屋子里漆黑又静谧,入夏的季节气温很高,屋里很闷,这家酒店隔音效果很好,但依然能从窗外听到空调水管滴漏的轻微声响。
孤独、黑暗。
林沅眼眶一下就委屈红了,他抱着最后一丝希望看向浴室,希望能看到奇迹。
他哑着嗓子轻轻地唤:“杜临意?”
滴嗒嘀嗒嘀嗒——
“肚肚哥哥?”
……
没有人应答。
杜临意跑了。
上了他一夜,把他折腾到发烧浑身难受后跑了。
林沅泄气地躺在床上,空洞地望着天花板分散的氛围灯,他不怪杜临意,杜临意是喝醉了,是他买了套子勾引他的,杜临意是受害者。

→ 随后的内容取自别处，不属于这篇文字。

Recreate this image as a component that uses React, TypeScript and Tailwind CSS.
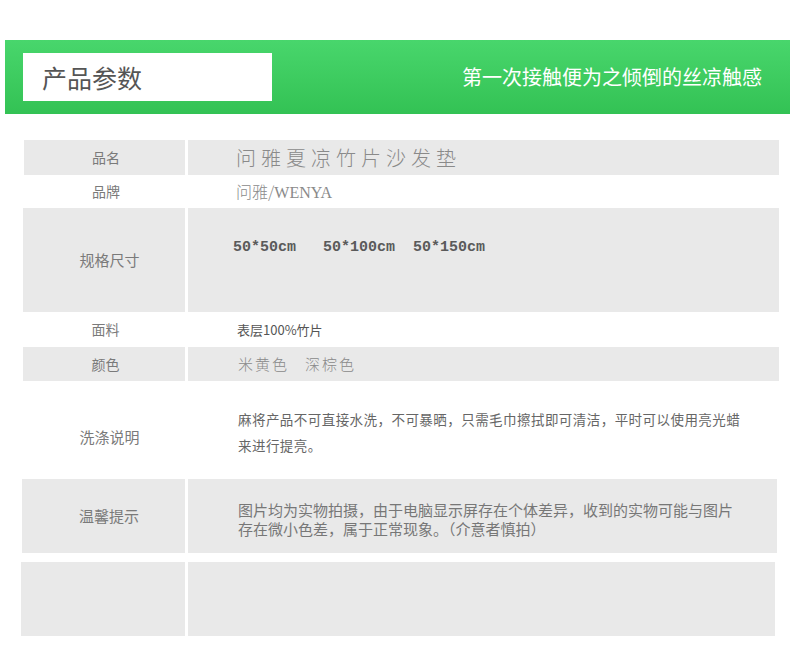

想着想着林沅就更觉委屈,艰难地侧过身子,将脸埋进被窝里抽泣。
是他在自作多情,在杜临意眼里他从前是情敌,现在就是偶尔想逗弄保护的普通朋友,昨晚他俩刚撞见于清和莫笑君接吻,杜临意肯定心烦死了,他是喝多了才咬勾和他做这种事的,逃走说明他肯定厌恶死了他。
本来就胸闷气短,屋里的温度又高,林沅很快就喘息不停,浑身也止不住地发抖,眼皮越来越重,他感觉他又要昏死过去了。
好难受。
好疼……
自己真没出息,怎么就那么急着和杜临意做这种事。
他用尽最后一丝清醒,从枕头底下摸到手机,给莫笑君打了电话。
-
林沅后来消失了很多天。
杜临意虽然在避着,但也经常留意林沅的消息,得到他很久没来上课就他彻底坐不住了,先前的逃避意识再没当时那么强烈,现在的强烈主要是想见到林沅。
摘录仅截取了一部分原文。